利休の屋敷のみごとな朝顔の噂が豊臣秀吉の耳にはいり、それを見るための朝茶事に秀吉が赴きました。すると、利休は事前に朝顔をすべて摘み取ってしまいました。秀吉ははそれをいぶかしみ、とりあえずは茶席に入ったところ、一輪のみごとな朝顔が床に入れられていました。それを見た秀吉が利休の茶の心に感動したという逸話です。話しの真偽は別として、まことに有名な逸話です。  この逸話から思い出すのが、もう10年以上前に稽古にきていた夫人のことです。この方はバレーを熱心にされ、茶道にはどちらかというと不向きな方でした。友人に勧められ稽古をはじめました。毎日、犬の散歩で土手を歩くそうで、ある日突然、それまでは気に留めたこともなかった名も知らぬ草の花がとてもきれいに見えたそうです。それからの散歩が、以前とは違う楽しみで充実したものになったとのことでした。毎回、床の拝見で花をじっと見ていることにより、花本来の美しさをみることができるようになるのだと実感しました。この夫人の話しを聞いた時、作法ということで当たり前になってしまい、いつの間にか忘れ去られているものがある。よく心しなければならないと肝に銘じました。
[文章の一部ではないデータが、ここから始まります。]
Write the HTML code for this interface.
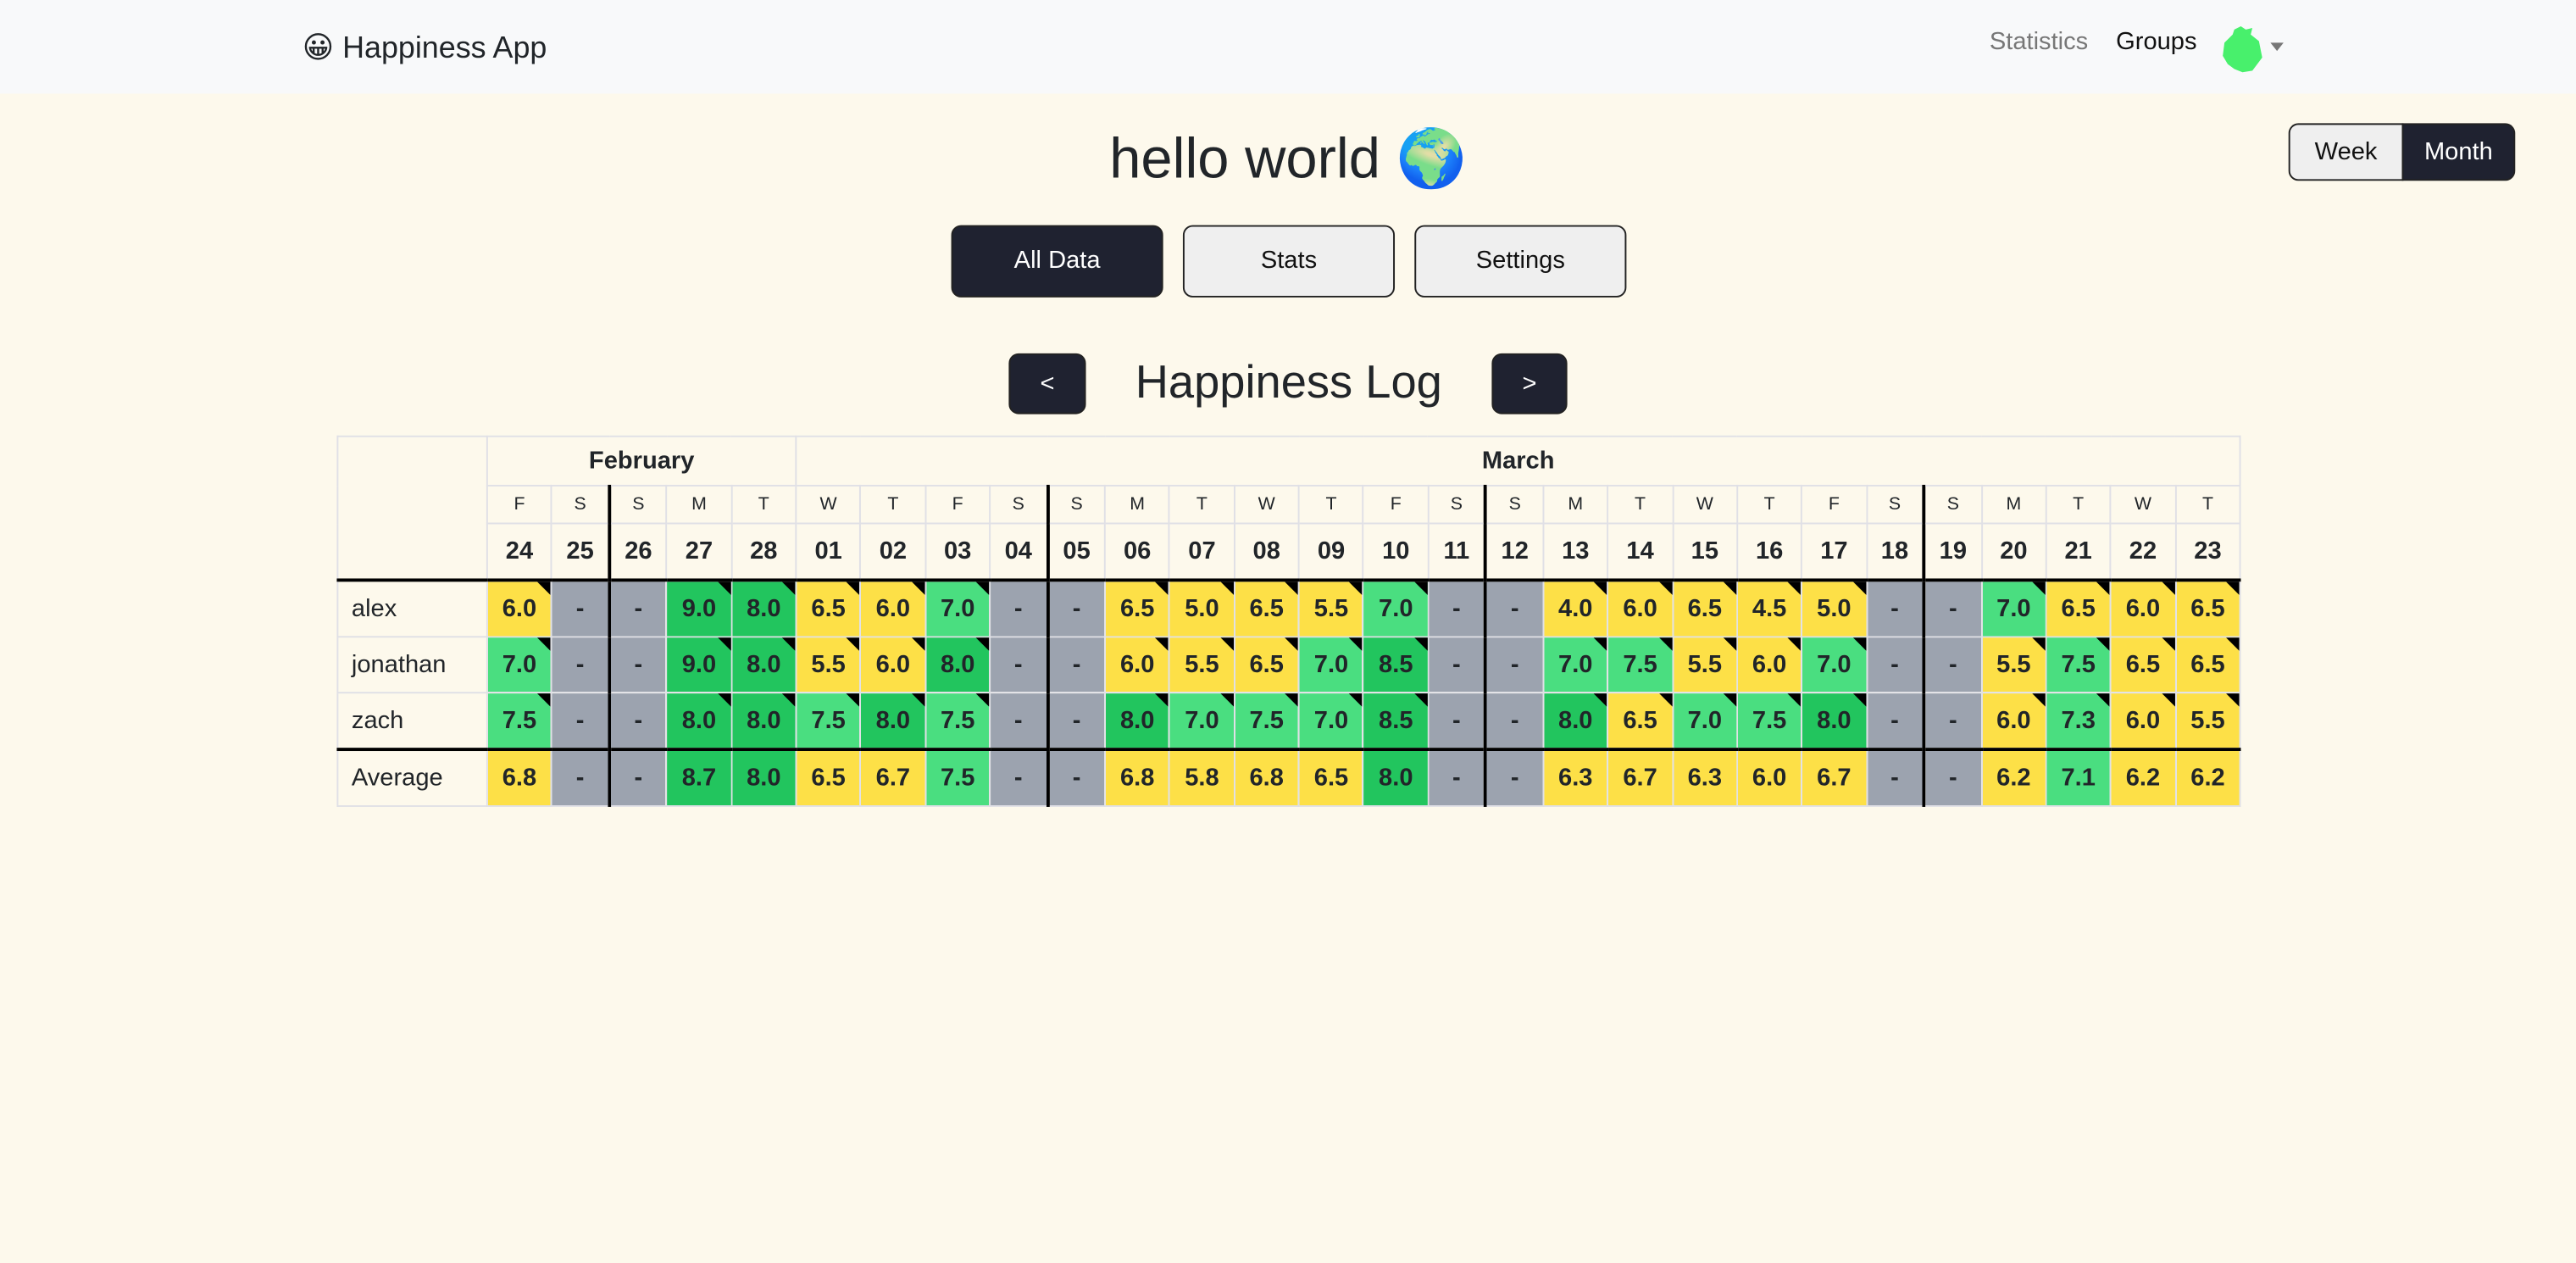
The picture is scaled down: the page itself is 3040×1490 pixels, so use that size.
<!DOCTYPE html>
<html><head><meta charset="utf-8"><style>
html,body{margin:0;padding:0;background:#fdf9ec;width:3040px;height:1490px;overflow:hidden}
#w{width:1568px;height:769px;transform:scale(1.93878);transform-origin:0 0;position:relative;font-family:"Liberation Sans","DejaVu Sans",sans-serif;color:#212529}
.nav{position:absolute;left:0;top:0;width:1568px;height:57px;background:#f8f9fa}
.brand{position:absolute;left:184px;top:18px;font-size:18.5px}
.nl{position:absolute;top:17px;font-size:15px}
.btn{position:absolute;box-sizing:border-box;border:1px solid #222;border-radius:6px;text-align:center;font-size:15px}
.dk{background:#1f2230;color:#fff}.lt{background:#efefef;color:#111}
h1{position:absolute;left:0;width:1568px;top:77px;margin:0;text-align:center;font-size:34.5px;font-weight:500}
.h2{position:absolute;left:691px;top:217px;font-size:28px;font-weight:500}
table{position:absolute;left:205px;top:265px;border-collapse:collapse;table-layout:fixed;width:1159px}
td{border:1px solid #e0e0e6;text-align:center;padding:0;font-size:15px;font-weight:bold;position:relative}
.mh td{height:29px}.dl td{height:22px;font-size:11px;font-weight:500}.dn td{height:33px}
.r td{height:33px}
td.nm{text-align:left;padding-left:8px;font-weight:normal}
.y{background:#fde047}.g{background:#4ade80}.G{background:#22c55e}.x{background:#9ca3af}
.tri::after{content:"";position:absolute;right:0;top:0;border-top:8px solid #000;border-left:8px solid transparent}
.sun{border-left:2px solid #000}
.tb td{border-top:2px solid #000}
</style></head><body><div id="w">
<div class="nav"><div class="brand">😀 Happiness App</div>
<div class="nl" style="left:1211px;color:#777">Statistics</div>
<div class="nl" style="left:1288px;color:#111">Groups</div>
<svg style="position:absolute;left:1350px;top:15px" width="30" height="30" viewBox="0 0 30 30"><path d="M10 3 L14 1 L17 3 L21 2 L20 6 L25 10 L27 20 L24 24 L21 28 L15 29 L10 27 L6 24 L3 19 L4 11 L9 6 Z" fill="#48f06c"/></svg>
<div style="position:absolute;left:1382px;top:26px;border-top:5px solid #777;border-left:4px solid transparent;border-right:4px solid transparent"></div>
</div>
<div class="btn lt" style="left:1393px;top:75px;width:70px;height:35px;line-height:33px;border-radius:6px 0 0 6px">Week</div>
<div class="btn dk" style="left:1462px;top:75px;width:69px;height:35px;line-height:33px;border-radius:0 6px 6px 0">Month</div>
<h1>hello world 🌍</h1>
<div class="btn dk" style="left:579px;top:137px;width:129px;height:44px;line-height:42px">All Data</div>
<div class="btn lt" style="left:720px;top:137px;width:129px;height:44px;line-height:42px">Stats</div>
<div class="btn lt" style="left:861px;top:137px;width:129px;height:44px;line-height:42px">Settings</div>
<div class="btn dk" style="left:614px;top:215px;width:47px;height:37px;line-height:35px">&lt;</div>
<div class="h2">Happiness Log</div>
<div class="btn dk" style="left:908px;top:215px;width:46px;height:37px;line-height:35px">&gt;</div>
<table id="t"></table>
</div>
<script>
var d=["24F","25S","26S","27M","28T","01W","02T","03F","04S","05S","06M","07T","08W","09T","10F","11S","12S","13M","14T","15W","16T","17F","18S","19S","20M","21T","22W","23T"];
var rows=[["alex","6.0 - - 9.0 8.0 6.5 6.0 7.0 - - 6.5 5.0 6.5 5.5 7.0 - - 4.0 6.0 6.5 4.5 5.0 - - 7.0 6.5 6.0 6.5"],
["jonathan","7.0 - - 9.0 8.0 5.5 6.0 8.0 - - 6.0 5.5 6.5 7.0 8.5 - - 7.0 7.5 5.5 6.0 7.0 - - 5.5 7.5 6.5 6.5"],
["zach","7.5 - - 8.0 8.0 7.5 8.0 7.5 - - 8.0 7.0 7.5 7.0 8.5 - - 8.0 6.5 7.0 7.5 8.0 - - 6.0 7.3 6.0 5.5"],
["Average","6.8 - - 8.7 8.0 6.5 6.7 7.5 - - 6.8 5.8 6.8 6.5 8.0 - - 6.3 6.7 6.3 6.0 6.7 - - 6.2 7.1 6.2 6.2"]];
function sun(i){return d[i][2]=="S"&&i>0&&d[i-1][2]=="S"?' sun':'';}
var h='<colgroup><col style="width:91px">';
d.forEach(function(x){h+='<col style="width:'+(x[2]=="S"?35:39.35)+'px">'});
h+='</colgroup><tr class="mh"><td rowspan="3"></td><td colspan="5">February</td><td colspan="23">March</td></tr><tr class="dl">';
d.forEach(function(x,i){h+='<td class="'+sun(i)+'">'+x[2]+'</td>'});
h+='</tr><tr class="dn">';
d.forEach(function(x,i){h+='<td class="'+sun(i)+'">'+x.slice(0,2)+'</td>'});
h+='</tr>';
rows.forEach(function(r,ri){var v=r[1].split(' ');
h+='<tr class="r'+(ri==0||ri==3?' tb':'')+'"><td class="nm">'+r[0]+'</td>';
v.forEach(function(s,i){var c;if(s=='-')c='x';else{var n=parseFloat(s);c=n>=8?'G':n>=7?'g':'y';if(ri<3)c+=' tri';}
h+='<td class="'+c+sun(i)+'">'+s+'</td>'});h+='</tr>';});
document.getElementById('t').innerHTML=h;
</script>
</body></html>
 谷文晁の朝顔の扇面です。 谷文晁は宝暦13年(1763)に江戸下谷根岸に生まれました。通称文五郎。写山楼・画学斎などの号があります。父は田安家の家臣、詩人としても名のあった谷麓谷。10歳のころから狩野派の加藤文麗に絵を学び、19歳のころ、南蘋(なんぴん)派の渡辺玄対に師事しています。天明8年(1788)田安徳川家に出仕して五人扶持となり,同年長崎に遊学して清人張秋谷に文人画を学んでいます。寛政4年(1792)には白河侯松平定信付となり,翌年3月から4月にかけ定信の江戸湾岸巡視に随従して「公余探勝図」を制作しています。宝暦13年(1840)に78歳で亡くなっています。